In the third strategic move, in December 1998 Eagle announced that it had agreed to buy commuter carrier Business Express from a Philadelphia–based investment partnership. This will strengthen AMR’s position in the Northeast, which American must be monitoring very closely because of Southwest’s planned expansion to New York and United’s intention to boost its Washington Dulles operations. American has just introduced a daily Boston–New York (JFK) service and in January 1999 it announced plans to build a new $1bn terminal at JFK.

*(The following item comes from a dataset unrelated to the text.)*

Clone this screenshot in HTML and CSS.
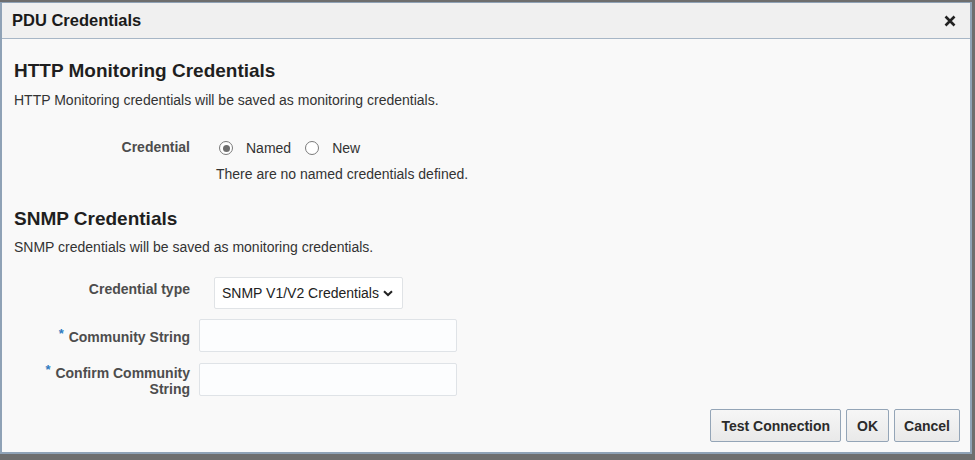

American Eagle has steadily expanded its regional jet operations and load factors have been high. It ordered the 50–seat Embraer ERJ- 145 in 1997, after American’s pilots agreed that their lower–paid counterparts from the commuter affiliate could fly the regional jet. Eagle has so far ordered 50 ERJ–145s, of which about 20 have been delivered, and the first of 25 ordered 70–seat Canadair CRJ 700s will start arriving in 2001. Eagle will reach the APA–stipulated limit of 67 jets with 45 or more seats at the end of 2001, but beyond that the fleet plan is apparently flexible enough to permit growth. Eagle also recently ordered 75 37–seat ERJ- 135s, which will start arriving in July.

International challenges

The fall in AMR’s fourth–quarter earnings was blamed largely on weaker yields in international markets. While the Asian crisis has put a damper on Pacific expansion, Latin American markets have seen overcapacity and lower yields and face uncertain economic prospects. Transatlantic yields have also weakened, while alliance plans are delayed by regulators.

How will American tackle these challenges? After seven years of ambitious expansion, American rationalised its transatlantic network in the mid–1990s and has since then actually contracted a little in Europe, losing its position as the second–largest US carrier to United (Delta is the largest). Transatlantic operating profits rose steadily to $219m or 11% of revenues in 1997, but evidently declined last year due to weaker yields.

Economic uncertainty will constrain growth in the short–term. This year’s planned new services from Chicago to Amsterdam and Moscow have been deferred, but American is going ahead with Los Angeles–Paris and JFKFrankfurt services this summer if it can get the slots. It is also bidding for Chicago–Rome rights under the expanded US carrier service provisions of the new US–Italy ASA.

One major frustration has been the delay in securing government approval for the transatlantic code–share and marketing alliance with British Airways, which was announced way back in June 1996. When the latest round of official US–UK bilateral talks broke down in October, the US government delayed “indefinitely” a hearing on the antitrust immunity application.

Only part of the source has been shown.